Njal spoke to them, and said: "Keep up your hearts, nor utter shrieks, for this is but a passing storm, and it will be long before you have another such; and put your faith in God, and believe that He is so merciful that He will not let us burn both in this world and the next."
Such words of comfort had he for them all, and others still more strong (c. 128, Dasent's translation).
It is easy to see in what school the style of this was learned, and of this other passage, about Njal after his death:—
Then Hjallti said, "I shall speak what I say with all freedom of speech. The body of Bergthora looks as it was likely she would look, and still fair; but Njal's body and visage seem to me so bright that I have never seen any dead man's body so bright as this" (c. 131).
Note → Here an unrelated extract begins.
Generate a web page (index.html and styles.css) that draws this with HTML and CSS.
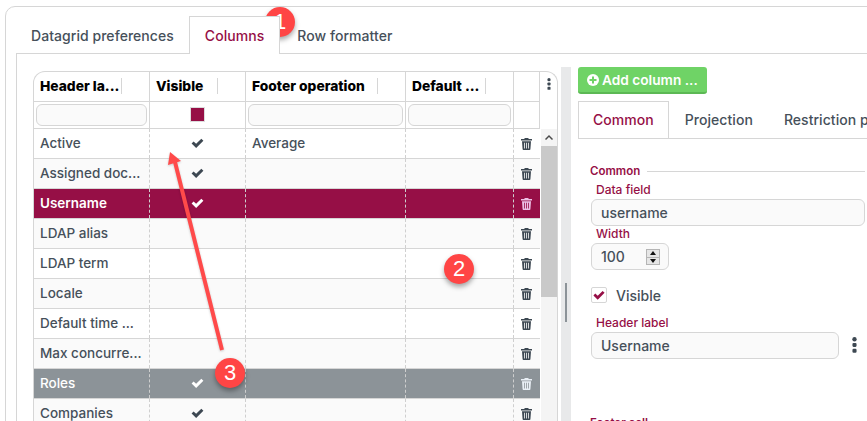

At the other extreme are the heathenish manners of Skarphedinn, who, in the scene at the Althing, uses all the bad language of the old "flytings" in the heroic poetry,[58] who "grins" at the attempts to make peace, who might easily, by a little exaggeration and change of emphasis, have been turned into one of the types of the false heroic.
Something like this has happened to Egil, in another Saga, through want of balance, want of comprehensive imagination in the author. In Njála, where no element is left to itself, the picture is complete and full of variety. The prevailing tone is neither that of the homily nor that of the robustious Viking; it is the tone of a narrative that has command of itself and its subject, and can play securely with everything that comes within its scope.
In the death of Njal the author's imagination has found room for everything,—for the severity and the nobility of the old Northern life, for the gentleness of the new religion, for the irony in which the temper of Skarphedinn is made to complement and illustrate the temper of Njal.
Then Flosi went to the door and called out to Njal, and said he would speak with him and Bergthora.
Now Njal does so, and Flosi said: "I will offer thee, master Njal, leave to go out, for it is unworthy that thou shouldst burn indoors."
"I will not go out," said Njal, "for I am an old man, and little fitted to avenge my sons, but I will not live in shame."